396.New section 371TB provides the general rules to determine the territory in which a CFC is resident. The legislation refers to “territory” throughout rather than “country” so that it covers jurisdictions such as the Channel Islands and the Isle of Man which do not have full independent status. However, in its application to federal states such as the U.S.A. and Switzerland, “territory” signifies the country and not an individual state.

397.New subsection (1) states that the CFC is taken to be resident in the territory under the law of which it is liable to tax by reasons of its domicile, residence or place of management at all times during the accounting period.

398.This rule may result in a company being regarded as resident in more than one territory and so new subsection (2) states that where there could be two or more eligible territories of residence, the CFC can only be resident in one of those territories.

399.New subsection (3) provides that in determining which of the eligible territories should be the territory of residence the rules in new subsections (4) to (9) should be applied. Where more than one of those subsections may apply to determine the residence of the CFC, the earliest subsection takes precedence.

400.New subsection (4) provides that where an election or designation of residence has been made for an earlier accounting period in respect of one of the eligible territories, that is the territory of residence.

401.New subsection (5) requires that where the CFC’s place of effective management is carried on in one (and only one) of the eligible territories then that territory is the territory of residence.

402.New subsection (6) deals with the case where the CFC’s place of effective management is carried on in two or more of the eligible territories. If this is the case, an eligible territory in which more than 50 per cent of the CFC’s assets are held (priced at their market value immediately before the end of the CFC’s accounting period) is the territory of residence.

403.If a company is resident in more than one territory but the rule in subsection (6) doesn’t apply because none of the eligible territories in which effective management is undertaken hold a majority of the CFC’s assets, new subsection (7) provides that any other eligible territory in which more than 50 per cent of the CFC’s assets are held (priced at their market value immediately before the end of the CFC’s accounting period) is the territory of residence.

404.New subsection (8) provides that, if an election specifying an eligible territory is made by certain chargeable companies in accordance with new section 371TC(1) then that territory is the territory of residence.

405.New subsection (9) provides that if an officer of Revenue and Customs designates a territory on a just and reasonable basis (see new section 371TC(5) to (7)) then that territory is the territory of residence.

406.Because earlier subsections take priority over later ones, an election or designation is likely to be made in circumstances where both effective management and all of the CFC’s assets are located outside of the territories in which the CFC is liable to tax under the main rule at subsection (1).

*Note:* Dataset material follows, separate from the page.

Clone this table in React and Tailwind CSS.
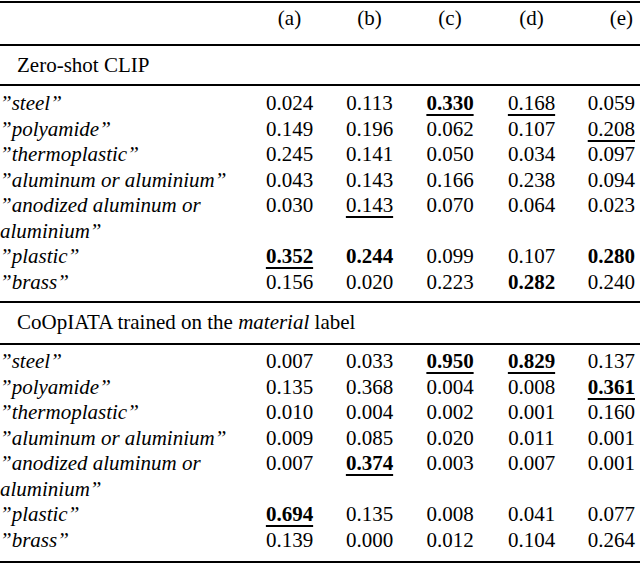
import React from "react";

const Q = "\u201D";

const zeroShot = [
  ["steel", ["0.024", "0.113", "0.330:bu", "0.168:u", "0.059"]],
  ["polyamide", ["0.149", "0.196", "0.062", "0.107", "0.208:u"]],
  ["thermoplastic", ["0.245", "0.141", "0.050", "0.034", "0.097"]],
  ["aluminum or aluminium", ["0.043", "0.143", "0.166", "0.238", "0.094"]],
  ["anodized aluminum or aluminium", ["0.030", "0.143:u", "0.070", "0.064", "0.023"]],
  ["plastic", ["0.352:bu", "0.244:b", "0.099", "0.107", "0.280:b"]],
  ["brass", ["0.156", "0.020", "0.223", "0.282:b", "0.240"]],
];

const coop = [
  ["steel", ["0.007", "0.033", "0.950:bu", "0.829:bu", "0.137"]],
  ["polyamide", ["0.135", "0.368", "0.004", "0.008", "0.361:bu"]],
  ["thermoplastic", ["0.010", "0.004", "0.002", "0.001", "0.160"]],
  ["aluminum or aluminium", ["0.009", "0.085", "0.020", "0.011", "0.001"]],
  ["anodized aluminum or aluminium", ["0.007", "0.374:bu", "0.003", "0.007", "0.001"]],
  ["plastic", ["0.694:bu", "0.135", "0.008", "0.041", "0.077"]],
  ["brass", ["0.139", "0.000", "0.012", "0.104", "0.264"]],
];

const cols = "grid grid-cols-[249px_81px_79px_82px_81px_1fr]";

const Cell = ({ raw, last }) => {
  const [v, s = ""] = raw.split(":");
  return (
    <div className={last ? "text-right pr-[5px]" : "text-center"}>
      <span
        className={`${s.includes("b") ? "font-bold" : ""} ${
          s.includes("u") ? "underline decoration-[1.5px] underline-offset-[4px]" : ""
        }`}
      >
        {v}
      </span>
    </div>
  );
};

const Rule = () => <div className="h-[2px] bg-black" />;

const Section = ({ rows, pt, pb }) => (
  <div className={`${pt} ${pb} leading-[25.5px]`}>
    {rows.map(([label, vals]) => (
      <div key={label} className={cols}>
        <div className="italic pr-2">
          {Q}
          {label}
          {Q}
        </div>
        {vals.map((v, i) => (
          <Cell key={i} raw={v} last={i === 4} />
        ))}
      </div>
    ))}
  </div>
);

export default function App() {
  return (
    <div
      className="w-[640px] h-[564px] bg-white text-black text-[21px] overflow-hidden"
      style={{ fontFamily: '"Liberation Serif", "Times New Roman", serif' }}
    >
      <div className="pt-px">
        <Rule />
      </div>
      <div className={`${cols} leading-[25px] pt-[3px] pb-[13px]`}>
        <div />
        {["(a)", "(b)", "(c)", "(d)", "(e)"].map((h, i) => (
          <div key={h} className={i === 4 ? "text-right pr-[7px]" : "text-center"}>
            {h}
          </div>
        ))}
      </div>
      <Rule />
      <div className="leading-[25px] pt-[7px] pb-[6px] pl-[17px]">Zero-shot CLIP</div>
      <Rule />
      <Section rows={zeroShot} pt="pt-[5px]" pb="pb-[6px]" />
      <Rule />
      <div className="leading-[25px] pt-[7px] pb-[8px] pl-[17px]">
        CoOpIATA trained on the <span className="italic">material</span> label
      </div>
      <Rule />
      <Section rows={coop} pt="pt-[4px]" pb="pb-[8px]" />
      <Rule />
    </div>
  );
}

407.New section 371TC provides for elections and designations about residence with new subsection (1)(a) to (f) setting out the form in which an election is to be made.

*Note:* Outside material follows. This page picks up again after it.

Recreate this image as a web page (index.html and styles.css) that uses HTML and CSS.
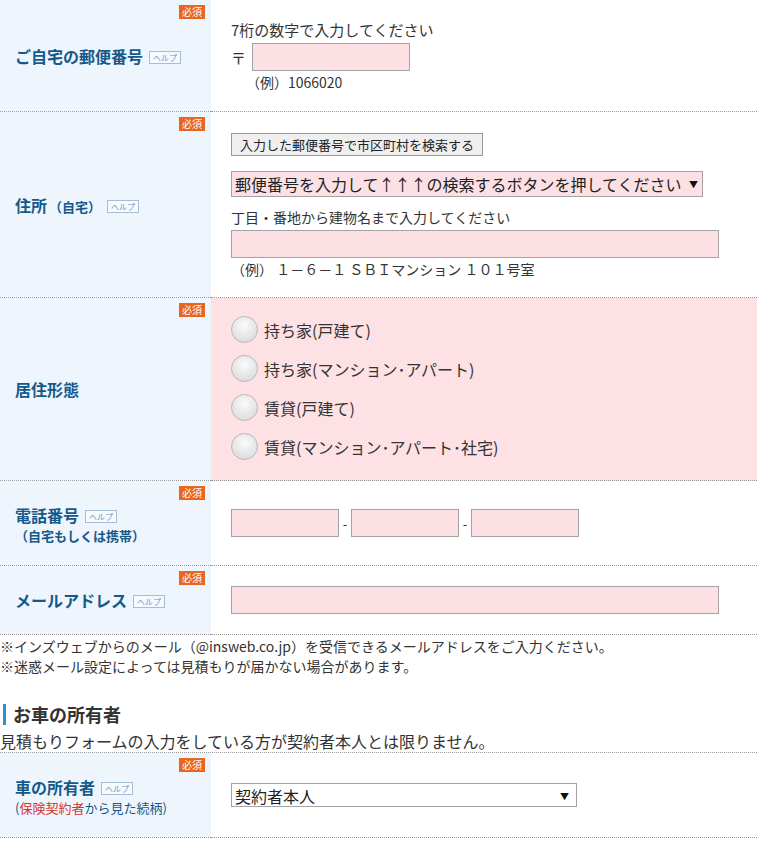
FILE: index.html
```html
<!DOCTYPE html>
<html lang="ja">
<head>
  <meta charset="UTF-8">
  <meta name="viewport" content="width=device-width, initial-scale=1.0">
  <title>お見積りフォーム</title>
  <link rel="stylesheet" href="styles.css">
</head>
<body>
  <table class="form-table">
    <tr class="row-zip">
      <th>
        <span class="req">必須</span>
        <span class="label">ご自宅の郵便番号</span><span class="help">ヘルプ</span>
      </th>
      <td>
        <p class="hint hint-lg">7桁の数字で入力してください</p>
        <div class="zip-row">
          <span class="zip-mark">〒</span>
          <input type="text" class="field field-zip">
        </div>
        <p class="example example-zip">（例）1066020</p>
      </td>
    </tr>
    <tr class="row-address">
      <th>
        <span class="req">必須</span>
        <span class="label">住所</span><span class="label-sub">（自宅）</span><span class="help">ヘルプ</span>
      </th>
      <td>
        <button type="button" class="btn-search">入力した郵便番号で市区町村を検索する</button>
        <div class="select-wrap select-city">
          <select class="select select-pink">
            <option>郵便番号を入力して↑↑↑の検索するボタンを押してください</option>
          </select>
        </div>
        <p class="hint">丁目・番地から建物名まで入力してください</p>
        <input type="text" class="field field-wide">
        <p class="example">（例） １－６－１ ＳＢＩマンション １０１号室</p>
      </td>
    </tr>
    <tr class="row-house">
      <th>
        <span class="req">必須</span>
        <span class="label">居住形態</span>
      </th>
      <td class="cell-pink">
        <label class="radio"><input type="radio" name="house"><span>持ち家(戸建て)</span></label>
        <label class="radio"><input type="radio" name="house"><span>持ち家(マンション･アパート)</span></label>
        <label class="radio"><input type="radio" name="house"><span>賃貸(戸建て)</span></label>
        <label class="radio"><input type="radio" name="house"><span>賃貸(マンション･アパート･社宅)</span></label>
      </td>
    </tr>
    <tr class="row-tel">
      <th>
        <span class="req">必須</span>
        <span class="label">電話番号</span><span class="help">ヘルプ</span>
        <span class="label-note">（自宅もしくは携帯）</span>
      </th>
      <td>
        <div class="tel-row">
          <input type="text" class="field field-tel">
          <span class="dash">-</span>
          <input type="text" class="field field-tel">
          <span class="dash">-</span>
          <input type="text" class="field field-tel">
        </div>
      </td>
    </tr>
    <tr class="row-mail">
      <th>
        <span class="req">必須</span>
        <span class="label">メールアドレス</span><span class="help">ヘルプ</span>
      </th>
      <td>
        <input type="text" class="field field-wide">
      </td>
    </tr>
  </table>

  <div class="notes">
    <p>※インズウェブからのメール（@insweb.co.jp）を受信できるメールアドレスをご入力ください。</p>
    <p>※迷惑メール設定によっては見積もりが届かない場合があります。</p>
  </div>

  <h2 class="section-title">お車の所有者</h2>
  <p class="section-lead">見積もりフォームの入力をしている方が契約者本人とは限りません。</p>

  <table class="form-table">
    <tr class="row-owner">
      <th>
        <span class="req">必須</span>
        <span class="label">車の所有者</span><span class="help">ヘルプ</span>
        <span class="label-rel">(<em>保険契約者</em>から見た続柄)</span>
      </th>
      <td>
        <div class="select-wrap select-owner">
          <select class="select">
            <option>契約者本人</option>
            <option>配偶者</option>
            <option>同居の親族</option>
            <option>その他</option>
          </select>
        </div>
      </td>
    </tr>
  </table>
</body>
</html>
```

FILE: styles.css
```css
body {
  font-family: "Noto Sans CJK JP", "Noto Sans", sans-serif;
  color: #333;
  margin: 0;
  padding: 0;
  width: 757px;
}
p {
  margin: 0;
}

/* form rows */
.form-table {
  width: 100%;
  border-collapse: collapse;
}
.form-table tr {
  border-bottom: 1px dotted #999;
}
.form-table th {
  position: relative;
  box-sizing: border-box;
  width: 211px;
  padding: 0 10px 0 15px;
  background-color: #eef5fc;
  text-align: left;
  vertical-align: middle;
  font-weight: bold;
  color: #15598a;
}
.form-table td {
  padding: 20px;
  vertical-align: top;
}
.label {
  font-size: 16px;
}
.label-sub {
  font-size: 13px;
  margin-left: 2px;
}
.label-note {
  display: block;
  font-size: 13px;
  line-height: 17px;
}
.label-rel {
  display: block;
  font-size: 13px;
  line-height: 17px;
  font-weight: normal;
}
.label-rel em {
  font-style: normal;
  color: #d8312e;
}
.req {
  position: absolute;
  top: 5px;
  right: 6px;
  padding: 0 3px;
  background-color: #e8661e;
  color: #fff;
  font-size: 10px;
  line-height: 14px;
  font-weight: normal;
}
.help {
  display: inline-block;
  margin-left: 6px;
  padding: 0 3px;
  border: 1px solid #a7bcd6;
  background-color: #f6f9fd;
  color: #6f93c4;
  font-size: 8px;
  line-height: 11px;
  font-weight: normal;
  vertical-align: 2px;
}

/* inputs */
.field {
  box-sizing: border-box;
  height: 28px;
  border: 1px solid #a3a3a3;
  background-color: #fde0e3;
  font-size: 15px;
  padding: 2px 4px;
}
.field-zip {
  width: 158px;
}
.field-wide {
  display: block;
  width: 488px;
  margin-top: 3px;
}
.field-tel {
  width: 108px;
}
.hint {
  font-size: 14px;
  line-height: 20px;
  margin-top: 10px;
}
.hint-lg {
  font-size: 15px;
  margin-top: 0;
}
.example {
  font-size: 14px;
  line-height: 18px;
  margin-top: 2px;
}
.example-zip {
  padding-left: 15px;
}
.zip-row {
  display: flex;
  align-items: center;
  gap: 6px;
  margin-top: 3px;
}
.zip-mark {
  font-size: 15px;
}
.btn-search {
  display: block;
  height: 23px;
  padding: 0 8px;
  border: 1px solid #999;
  border-radius: 0;
  background-color: #efefef;
  color: #222;
  font-family: inherit;
  font-size: 13px;
}
.select-wrap {
  position: relative;
  margin-top: 15px;
}
.select-wrap::after {
  content: "▼";
  position: absolute;
  top: 50%;
  transform: translateY(-50%);
  font-size: 9px;
  color: #111;
  pointer-events: none;
}
.select {
  box-sizing: border-box;
  appearance: none;
  -webkit-appearance: none;
  width: 100%;
  border: 1px solid #a3a3a3;
  border-radius: 0;
  background-color: #fff;
  color: #222;
  font-family: inherit;
  font-size: 16px;
  padding: 0 20px 0 3px;
}
.select-pink {
  background-color: #fde0e3;
}
.select-city {
  width: 472px;
}
.select-city::after {
  right: 5px;
}
.select-city .select {
  height: 26px;
}
.select-owner {
  width: 346px;
  margin-top: 0;
}
.select-owner::after {
  right: 8px;
}
.select-owner .select {
  height: 24px;
}

/* radio list */
.cell-pink {
  background-color: #fde1e4;
}
.row-house td {
  padding-top: 12px;
  padding-bottom: 14px;
}
.radio {
  display: flex;
  align-items: center;
  height: 39px;
  font-size: 16px;
  color: #333;
}
.radio input {
  appearance: none;
  -webkit-appearance: none;
  box-sizing: border-box;
  width: 27px;
  height: 27px;
  margin: 0 6px 0 0;
  border: 1px solid #b8b8b8;
  border-radius: 50%;
  background: radial-gradient(circle at 50% 35%, #fbfbfb 0%, #e6e6e6 55%, #d6d6d6 100%);
}

/* rows */
.row-zip td {
  padding-top: 20px;
  padding-bottom: 20px;
}
.row-address td {
  padding-top: 21px;
  padding-bottom: 19px;
}
.row-tel td {
  padding-top: 28px;
  padding-bottom: 28px;
}
.tel-row {
  display: flex;
  align-items: center;
}
.dash {
  width: 12px;
  text-align: center;
  font-size: 13px;
}
.row-mail td {
  padding-top: 20px;
  padding-bottom: 20px;
}
.row-mail .field-wide {
  margin-top: 0;
}
.row-owner td {
  padding-top: 30px;
  padding-bottom: 29px;
}

/* notes and section */
.notes {
  margin-top: 1px;
  font-size: 14px;
  line-height: 20px;
}
.section-title {
  margin: 28px 0 0 3px;
  padding-left: 7px;
  border-left: 3px solid #2b8fd1;
  font-size: 18px;
  line-height: 21px;
  color: #333;
}
.section-lead {
  margin-top: 5px;
  font-size: 16px;
  line-height: 22px;
  border-bottom: 1px dotted #999;
}
```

408.New subsections (2) and (3) explain which companies may make an election. These are the companies in the group, individually or in combination, to which more than half of the CFC’s chargeable profits would be likely to be apportioned if the company or companies were to be subject to the CFC charge.

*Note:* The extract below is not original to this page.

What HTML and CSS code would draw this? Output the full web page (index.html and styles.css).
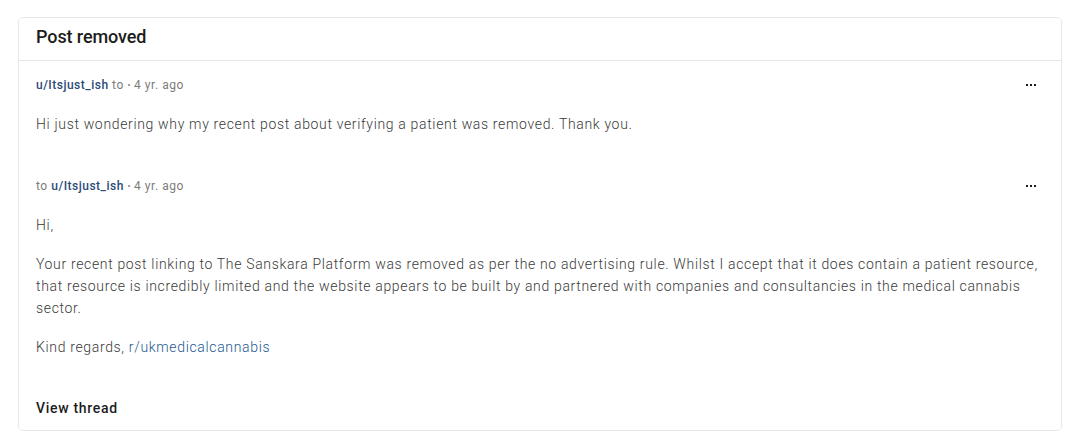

409.New subsection (6) states that a designation of an eligible territory made by an officer of Revenue and Customs is irrevocable. Under new subsection (7), the officer making the designation must give notice of the designation to each of the companies which would be likely to be a chargeable company, were the CFC charge to be charged in relation to the accounting period.

410.New subsection (8) specifies what information the notice must contain.

411.New subsection (9) sets out that the election or designation of residence will apply to the CFC’s accounting period and each successive accounting period (even if the interest-holders in the CFC or the extent of their interest change) until such time as new subsection (10) is applicable to an accounting period.

412.New subsection (10) has the effect that the election or designation will not continue to be valid for an accounting period if one or more territories which were eligible territories in the accounting period covered by the original election or designation no longer fall within section 371TB(1), or some other territory also falls within section 371TB(1) in the later period.